Tout au long de sa correspondance, le diplomate semble toujours libre de dire à Christine de France ce qu’il pense des événements qu’il lui relate. Par exemple, dans une lettre du 30 octobre 1654, il se montre perplexe quant à la possibilité d’un mariage entre la Princesse Marguerite, fille de Madame Royale, et le Roi Louis XIV33, et le fait comprendre à la duchesse : « Je crain plus que les Francois ne prenient des quartiers d’hiver en Piedmont, que je ne crois le mariage dont ilz parlent de la Princesse Marguerite avec le Roy34 ».

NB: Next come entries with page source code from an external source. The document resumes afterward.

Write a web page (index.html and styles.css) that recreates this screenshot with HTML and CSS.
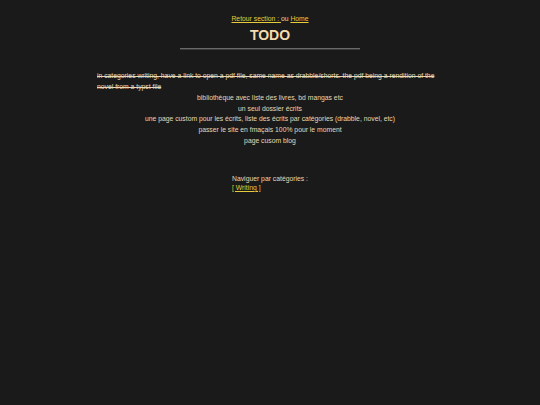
FILE: index.html
```html
<!DOCTYPE html>
<html lang="fr">
<head>
<meta charset="utf-8">
<title>TODO</title>
<link rel="stylesheet" href="styles.css">
</head>
<body>
<div class="page">
  <p class="nav"><a href="#">Retour section : </a>ou <a href="#">Home</a></p>
  <h1 class="title">TODO</h1>
  <hr class="rule">
  <ul class="todo">
    <li class="done">in categories writing, have a link to open a pdf file, same name as drabble/shorts. the pdf being a rendition of the novel from a typst file</li>
    <li>bibliothèque avec liste des livres, bd mangas etc</li>
    <li>un seul dossier écrits</li>
    <li>une page custom pour les écrits, liste des écrits par catégories (drabble, novel, etc)</li>
    <li>passer le site en fmaçais 100% pour le moment</li>
    <li>page cusom blog</li>
  </ul>
  <div class="cats">
    <div class="cats-box">
      <div>Naviguer par catégories :</div>
      <a href="#">[ Writing ]</a>
    </div>
  </div>
</div>
</body>
</html>
```
FILE: styles.css
```css
html, body {
  margin: 0;
  padding: 0;
  background: #1a1a1a;
}
body {
  font-family: "Liberation Sans", Arial, sans-serif;
  color: #e6d8b8;
  font-size: 6.8px;
}
.page {
  display: flex;
  flex-direction: column;
  align-items: center;
  padding-top: 14px;
}
.nav {
  margin: 0;
  line-height: 9px;
}
a {
  color: #e6cc3a;
  text-decoration: underline;
}
.title {
  margin: 4px 0 0;
  font-size: 14px;
  line-height: 16px;
  font-weight: bold;
  color: #f5dcae;
}
.rule {
  width: 180px;
  margin: 5px 0 0;
  border: none;
  border-top: 1px solid #6a6a6a;
  border-bottom: 1px solid #3a3a3a;
  height: 0;
}
.todo {
  list-style: none;
  margin: 21px 0 0;
  padding: 0;
  width: 346px;
  text-align: center;
  line-height: 10.85px;
}
.done {
  text-align: left;
  text-decoration: line-through;
}
.cats {
  margin-top: 27px;
  text-align: center;
  line-height: 9px;
}
.cats-box {
  display: inline-block;
  text-align: left;
}
```
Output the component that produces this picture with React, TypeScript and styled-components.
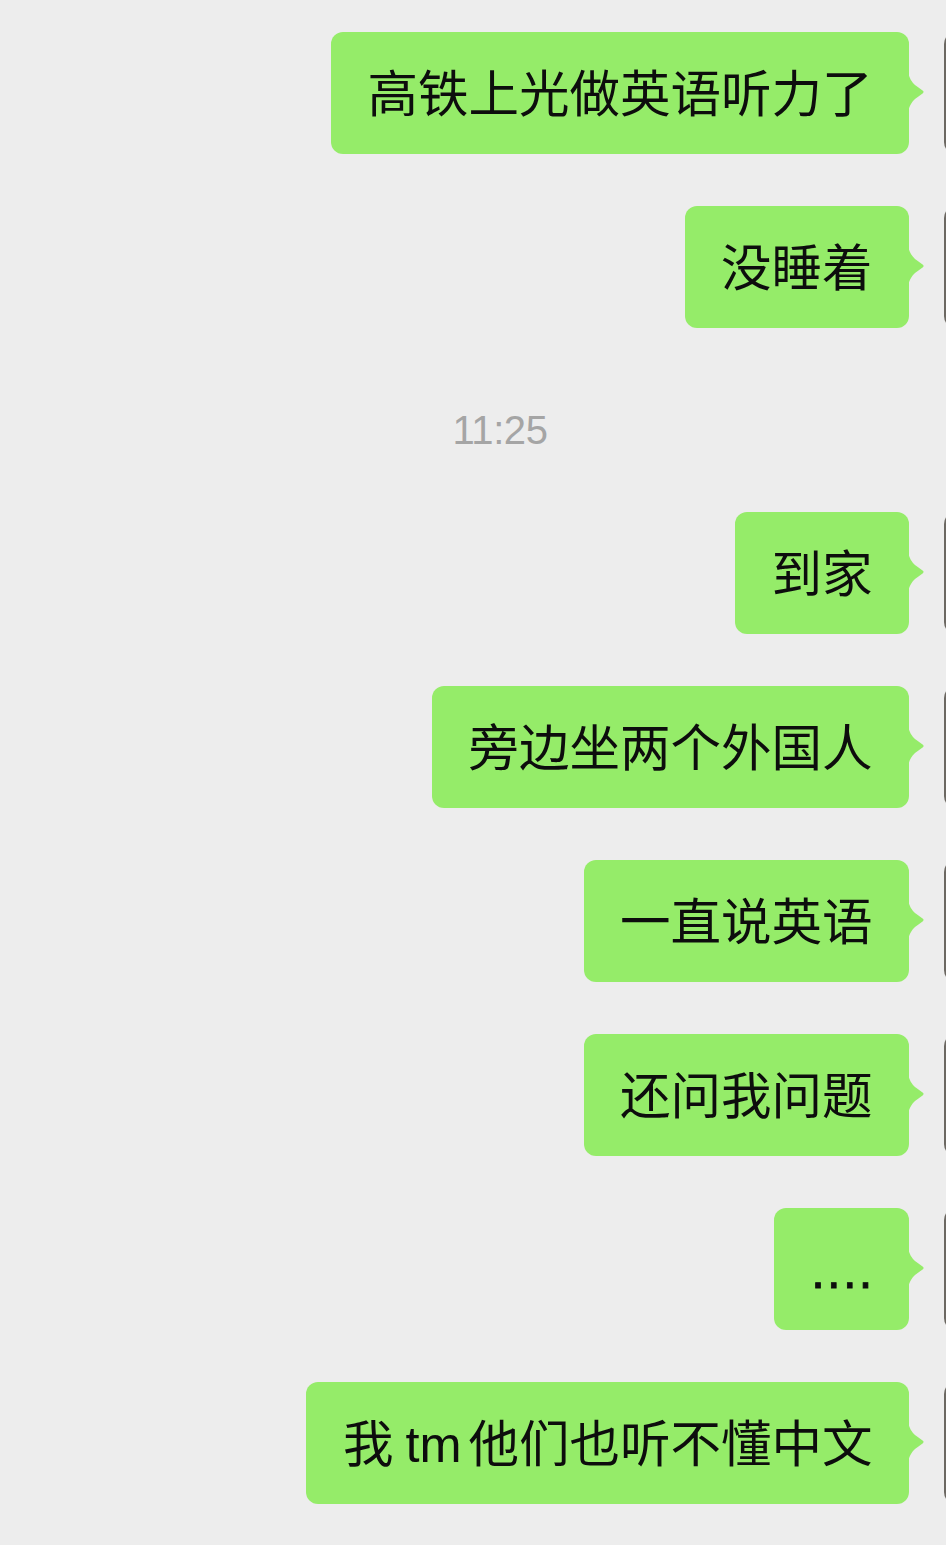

Les exemples donnés témoignent que les dépêches diplomatiques sont loin d’être de simples comptes rendus événementiels. À travers une lecture et une analyse précise, ils révèlent des informations qui se superposent aux événements transmis par l’historiographie officielle. En outre, les différents rapports entre les correspondants permettent de nuancer le récit d’un même épisode. Les lettres de Cise font connaître des pratiques linguistiques scrupuleusement codifiées ; elles font comprendre l’état de la langue française à une période où elle est en pleine transformation. Pour toutes ces raisons, les correspondances sont des mines d’informations, tant pour les historiens que pour les linguistes. Nous laissons le mot de la fin à Anne Blum :
La diplomatie se fait en premier lieu « par correspondance ». La dépêche diplomatique qui est la première et l’évidente source de l’historien des relations internationales est avant tout le premier et quasi unique instrument de la communication d’une cour à l’autre […]. La lettre du souverain, des ministres et des diplomates de tout rang, nourrie des correspondances qui sont parvenues à son auteur, forme le moyen premier du gouverneur et se trouve être un fondement principal de la décision politico-diplomatique. […] L’instruction, la dépêche, l’écrit diplomatique au sens le plus large, sont ainsi au cœur d’une politique de la négociation qui est une pratique de l’écrit35.